Fue cuando el presidente, de cara a la multitud en el balcón de Palacio Nacional, abrió la garganta como nunca, zarandeó la bandera que tenía en la mano izquierda, la plantó en el suelo y se estremeció de cuerpo entero para gritar, desde lo que parecía ser el fondo de su alma, el tercer “¡Viva… Mé-xi-co!”

Todos lo vimos. Su rostro de hombre enardecido enrojeció, sus labios se tensaron, sus ojos se centraron en la plaza atiborrada y la muchedumbre, rendida, extasiada, también lo reconoció, lo coronó:

En ese instante, Andrés Manuel López Obrador se convirtió en el líder absoluto de este país.

Y esa certeza, la de su liderazgo sin nadie que le haga sombras, tiene dos lecturas.

Una es básica: nadie desde Carlos Salinas de Gortari, su antítesis suprema, concentró tanto poder, nadie concitó tanto apoyo.

Y eso va a permitir al tabasqueño hacer todos los cambios que quiere hacer para este país tan devastado. Cambiará la economía, cambiará la educación, cambiará los rituales y los símbolos, para adentrar a México en una nueva etapa, que su gente define como la del desarrollo con bienestar, desarrollo que habrá de reparar los profundos desequilibrios que nos heredaron 40 años de neoliberalismo.

Eso no suena nada mal.

Como pudo verse en la plaza, en las reacciones posteriores, la figura del presidente fuerte, nacionalista, apasionado por México, ha logrado calar hondo, porque es genuina, y será el principal motor e impulso para este gobierno. La figura del patriarca. La del jerarca. La del líder. Llamémosla como sea. El Presidente López Obrador lo es.

Pero la otra lectura no es tan positiva.

Tiene que ver con autoritarismo y con verticalidad.

Autoritarismo, porque todo gobernante, por honesto, honrado, generoso que sea, al no tener contrapesos se extravía con facilidad. La historia está ahí para recordárnoslo.

Y en México no hay en estos momentos contrapeso alguno. No hay figura emergente en el gobierno, en el gabinete.
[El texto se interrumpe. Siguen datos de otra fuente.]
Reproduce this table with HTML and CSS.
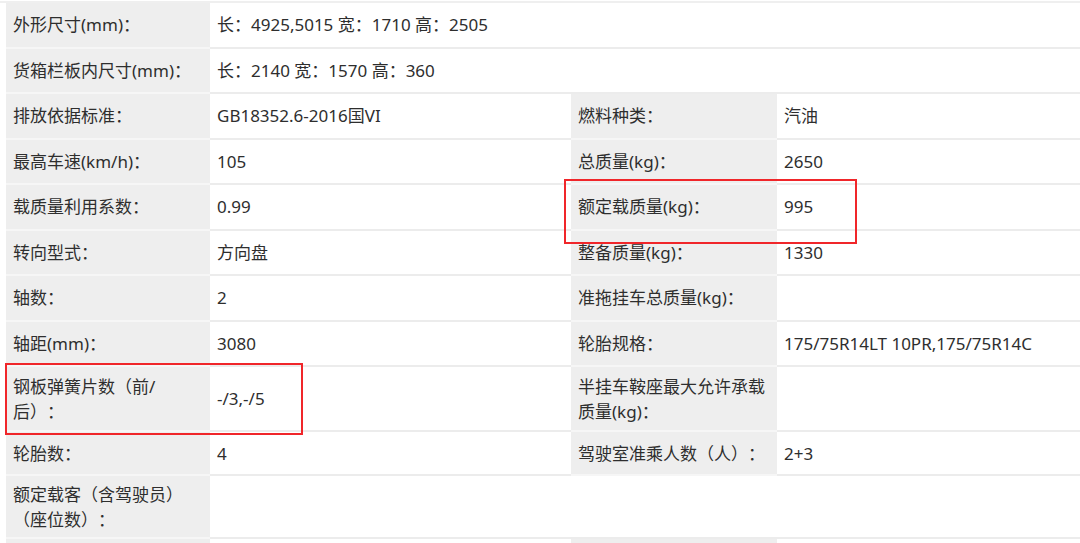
FILE: index.html
```html
<!DOCTYPE html>
<html lang="zh-CN">
<head>
<meta charset="utf-8">
<title>参数</title>
<link rel="stylesheet" href="styles.css">
</head>
<body>
<div class="sheet">
  <div class="row">
    <div class="lab">外形尺寸(mm)：</div>
    <div class="val wide">长：4925,5015 宽：1710 高：2505</div>
  </div>
  <div class="row">
    <div class="lab">货箱栏板内尺寸(mm)：</div>
    <div class="val wide">长：2140 宽：1570 高：360</div>
  </div>
  <div class="row">
    <div class="lab">排放依据标准：</div>
    <div class="val">GB18352.6-2016国VI</div>
    <div class="lab lab2">燃料种类：</div>
    <div class="val">汽油</div>
  </div>
  <div class="row">
    <div class="lab">最高车速(km/h)：</div>
    <div class="val">105</div>
    <div class="lab lab2">总质量(kg)：</div>
    <div class="val">2650</div>
  </div>
  <div class="row">
    <div class="lab">载质量利用系数：</div>
    <div class="val">0.99</div>
    <div class="lab lab2">额定载质量(kg)：</div>
    <div class="val">995</div>
  </div>
  <div class="row">
    <div class="lab">转向型式：</div>
    <div class="val">方向盘</div>
    <div class="lab lab2">整备质量(kg)：</div>
    <div class="val">1330</div>
  </div>
  <div class="row">
    <div class="lab">轴数：</div>
    <div class="val">2</div>
    <div class="lab lab2">准拖挂车总质量(kg)：</div>
    <div class="val"></div>
  </div>
  <div class="row">
    <div class="lab">轴距(mm)：</div>
    <div class="val">3080</div>
    <div class="lab lab2">轮胎规格：</div>
    <div class="val">175/75R14LT 10PR,175/75R14C</div>
  </div>
  <div class="row">
    <div class="lab">钢板弹簧片数（前/后）：</div>
    <div class="val">-/3,-/5</div>
    <div class="lab lab2">半挂车鞍座最大允许承载质量(kg)：</div>
    <div class="val"></div>
  </div>
  <div class="row short">
    <div class="lab">轮胎数：</div>
    <div class="val">4</div>
    <div class="lab lab2">驾驶室准乘人数（人）：</div>
    <div class="val">2+3</div>
  </div>
  <div class="row tight">
    <div class="lab">额定载客（含驾驶员）（座位数）：</div>
    <div class="val wide"></div>
  </div>
  <div class="row">
    <div class="lab"></div>
    <div class="val"></div>
    <div class="lab lab2"></div>
    <div class="val"></div>
  </div>
  <div class="mark mark-load"></div>
  <div class="mark mark-spring"></div>
</div>
</body>
</html>
```

FILE: styles.css
```css
html, body {
  margin: 0;
  padding: 0;
  background: #ffffff;
  overflow: hidden;
}

.sheet {
  position: relative;
  margin-top: 1px;
  padding-left: 6px;
  width: 1120px;
  border-top: 2px solid #efefef;
  font-family: "Noto Sans", "Noto Sans CJK SC", sans-serif;
  font-size: 17px;
  color: #2e2e2e;
  text-spacing-trim: space-all;
}

.row {
  display: grid;
  grid-template-columns: 204px 361px 206px 343px;
}

.lab,
.val {
  box-sizing: border-box;
  min-height: 45.5px;
  padding: 6.5px 7px;
  line-height: 25px;
  display: flex;
  align-items: center;
  border-bottom: 2px solid #ececec;
}

.lab {
  background: #eeeeee;
  border-bottom-color: #f6f6f6;
}

.val {
  background: #ffffff;
}

.wide {
  grid-column: 2 / 5;
}

.short .lab,
.short .val {
  min-height: 44px;
}

.tight .lab,
.tight .val {
  padding-top: 6px;
  padding-bottom: 5px;
}

.mark {
  position: absolute;
  box-sizing: border-box;
  border: 2px solid #f0262a;
}

.mark-load {
  left: 564px;
  top: 176px;
  width: 293px;
  height: 65px;
}

.mark-spring {
  left: 5px;
  top: 360px;
  width: 298px;
  height: 72px;
}
```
Y en eso consiste la verticalidad: el presidente tomará todas las decisiones, todas las determinaciones, porque no hay figura de influencia que pueda contradecirlo.

Y tampoco hay oposición política, al menos no una oposición que sea seria, creíble, respetable: perdidos en la incertidumbre, en el no entender lo que está ocurriendo, en los partidos opositores sólo se avistan, si me permite la expresión, individuos extraviados que gritonean, mienten o buscan sobrevivir en la balsa del presupuesto, pero no mucho más.

Y entre la intelectualidad, menos. Están los que vivieron del neoliberalismo todos estos años, pero su descrédito es tan grande, que más que rabia dan tristeza.

Tampoco entre el empresariado, ni en los movimientos obreros, ni en los espacios sociales.

En este momento ningún personaje tiene la dimensión social, política y cultural que tiene el Presidente. Nadie le hace sombra.

Y ese es un problema.

Porque significa que nosotros, la sociedad, debemos encontrar los mecanismos adecuados y novedosos para, por un lado guiar y apoyar las transformaciones, que es el papel que nos corresponde, pero por el otro también impedir que López Obrador se convierta en un fracaso. Que acabe siendo como Salinas, como Zedillo, como Fox, Calderón o Peña Nieto.

Me pregunto, les pregunto: ¿Estamos listos para ser una sociedad madura, que por un lado exija cuentas y por otro se transforme a sí misma y se guíe a un nuevo destino?

¿Estamos listos para no repetir los errores que cometimos durante décadas, en que fuimos indolentes, mansos, sin crítica, sin voz, y dejamos al presidencialismo crecer hasta convertirse en nuestro lastre? ¿Estamos listos para ser distintos?

El 15 de septiembre, cuando López Obrador lanzó el tercer “¡Viva México!” desde Palacio Nacional, todos nos dimos cuenta, sin duda ninguna, que estábamos escuchando la voz  poderosa, potente, del nuevo líder absoluto de este país.

Lo que nos falta escuchar, lo que es urgente oír, es otra voz, igual de poderosa y potente: la voz de la sociedad.